Heute oder an einem nächsten Mittwoch wird Andrea Arcidiacono zum ersten Mal offiziell in seiner neuen Rolle als Bundesratssprecher zu sehen sein. Der Vizekanzler und Leiter des Bereichs Kommunikation und Strategie des Bundes hat am 1. Oktober 2024 70 MitarbeiterInnen und einen Haufen Herausforderungen übernommen.
Sein Amt wird völlig unterschätzt.
„Und er schreibt gut „, meint Ex-FDP-Parteipräsident Fulvio Pelli in der NZZ am 20. September zu Andrea Arcidiacono, vom Bundesrat als „Neuer Bundesratssprecher“ angekündigt.

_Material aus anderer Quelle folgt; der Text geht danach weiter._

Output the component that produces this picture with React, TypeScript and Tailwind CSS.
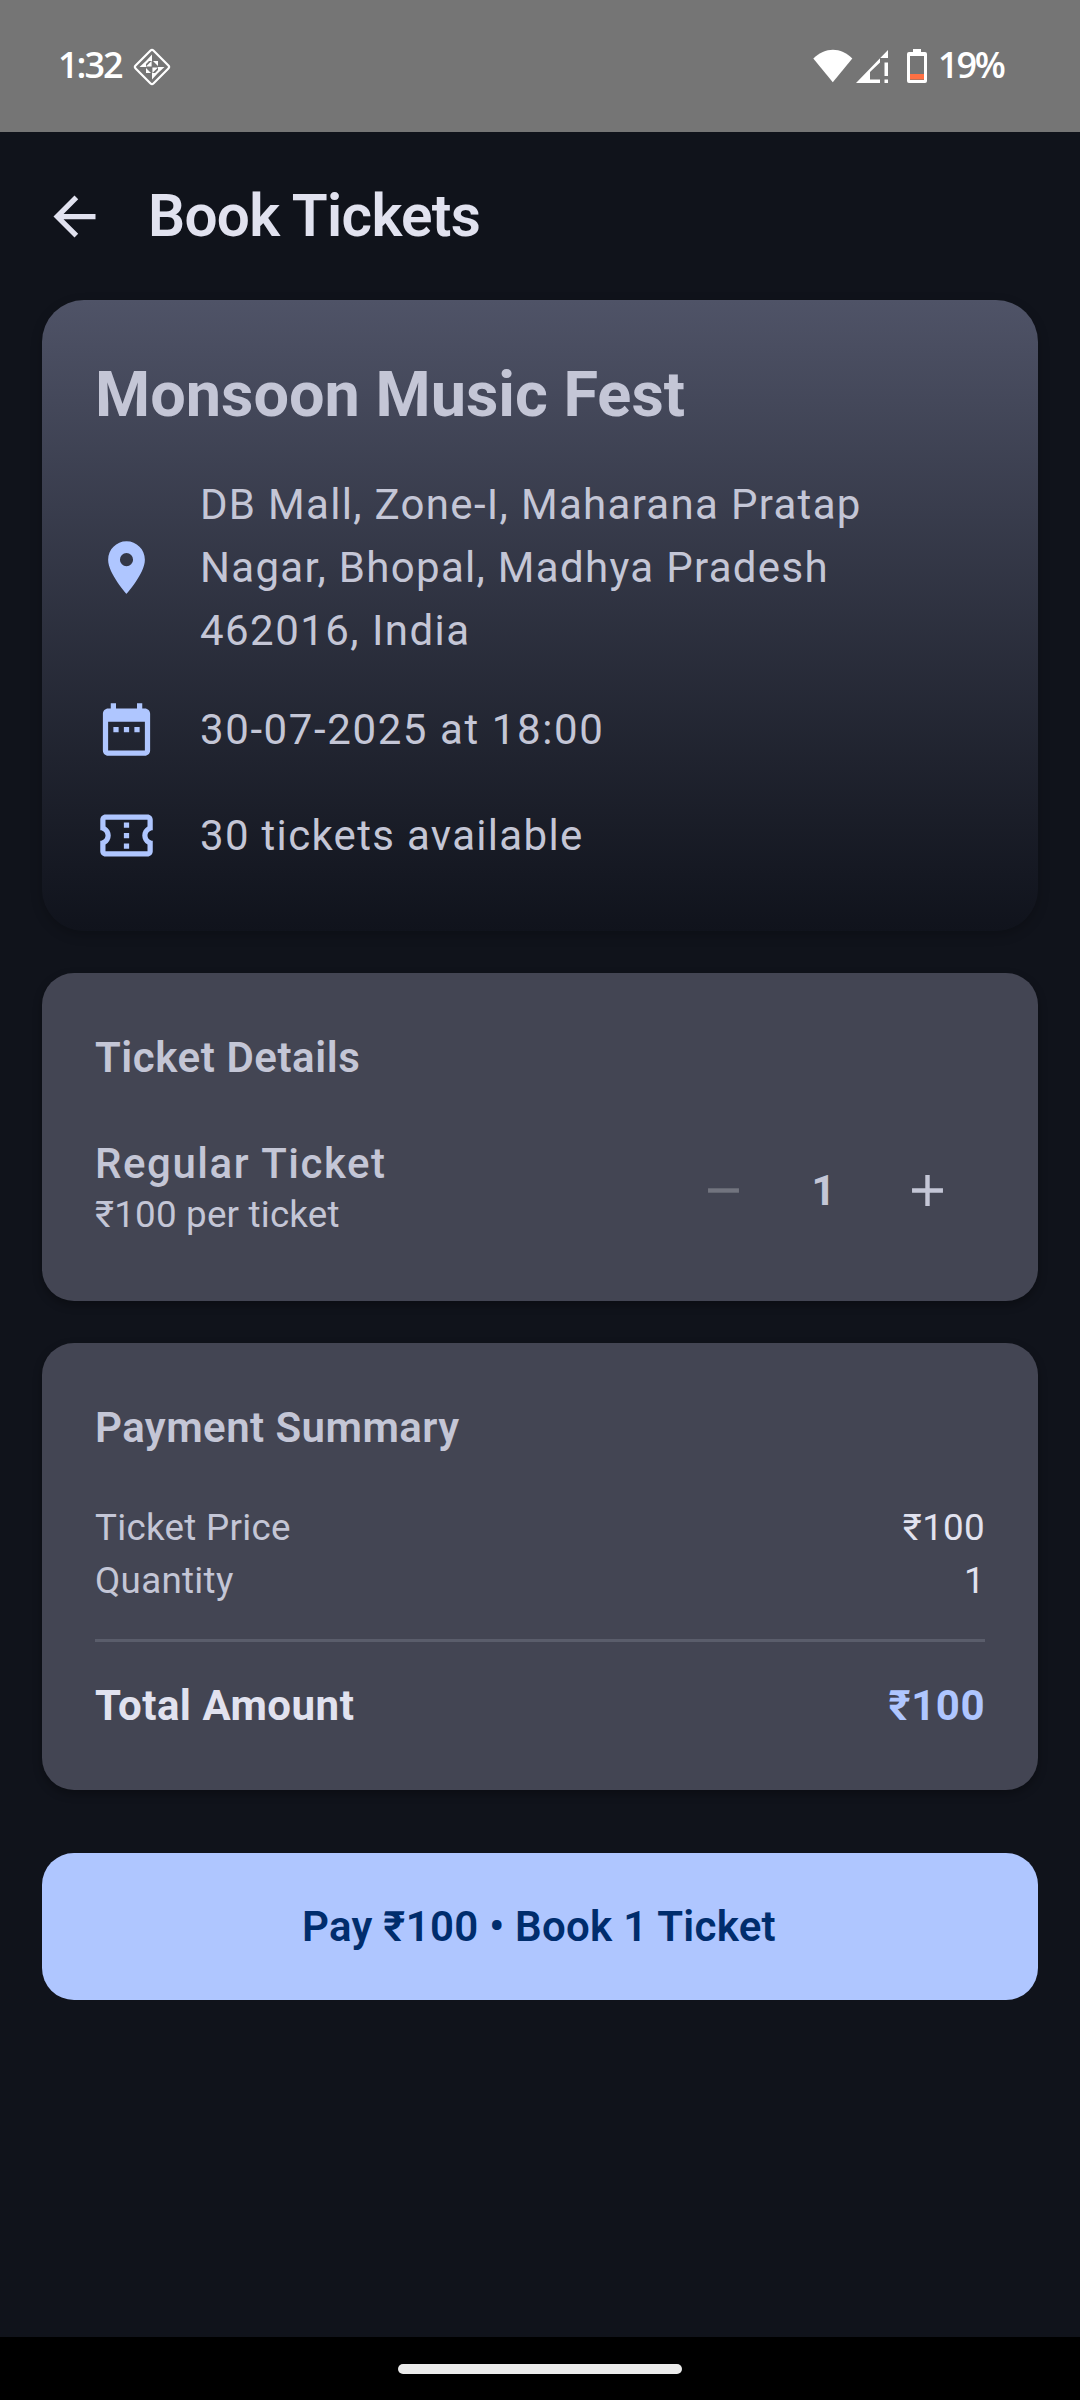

Ich gehe davon aus, entscheidend war bei dieser Aussage das „und „. Denn – na ja – gut schreiben ist gut, aber können muss der neue Vizekanzler mehr, damit er seiner neuen Aufgabe gerecht wird. Auch mehr als – Schweiz-typisch – vier Sprachen sprechen und – „sich selbst nicht zu sehr in den Vordergrund stellen“, wie (Alt-)BundesrätInnen in den Medien weiter zitiert werden. (1)
Gefragt ist auch Professionalität und Methodenkompetenz. Wenn man Arcidiacono Werdegang und das ausführliche Assessment-Verfahren anschaut, ist die Wahrscheinlichkeit da, dass er auch die erfüllt. (2)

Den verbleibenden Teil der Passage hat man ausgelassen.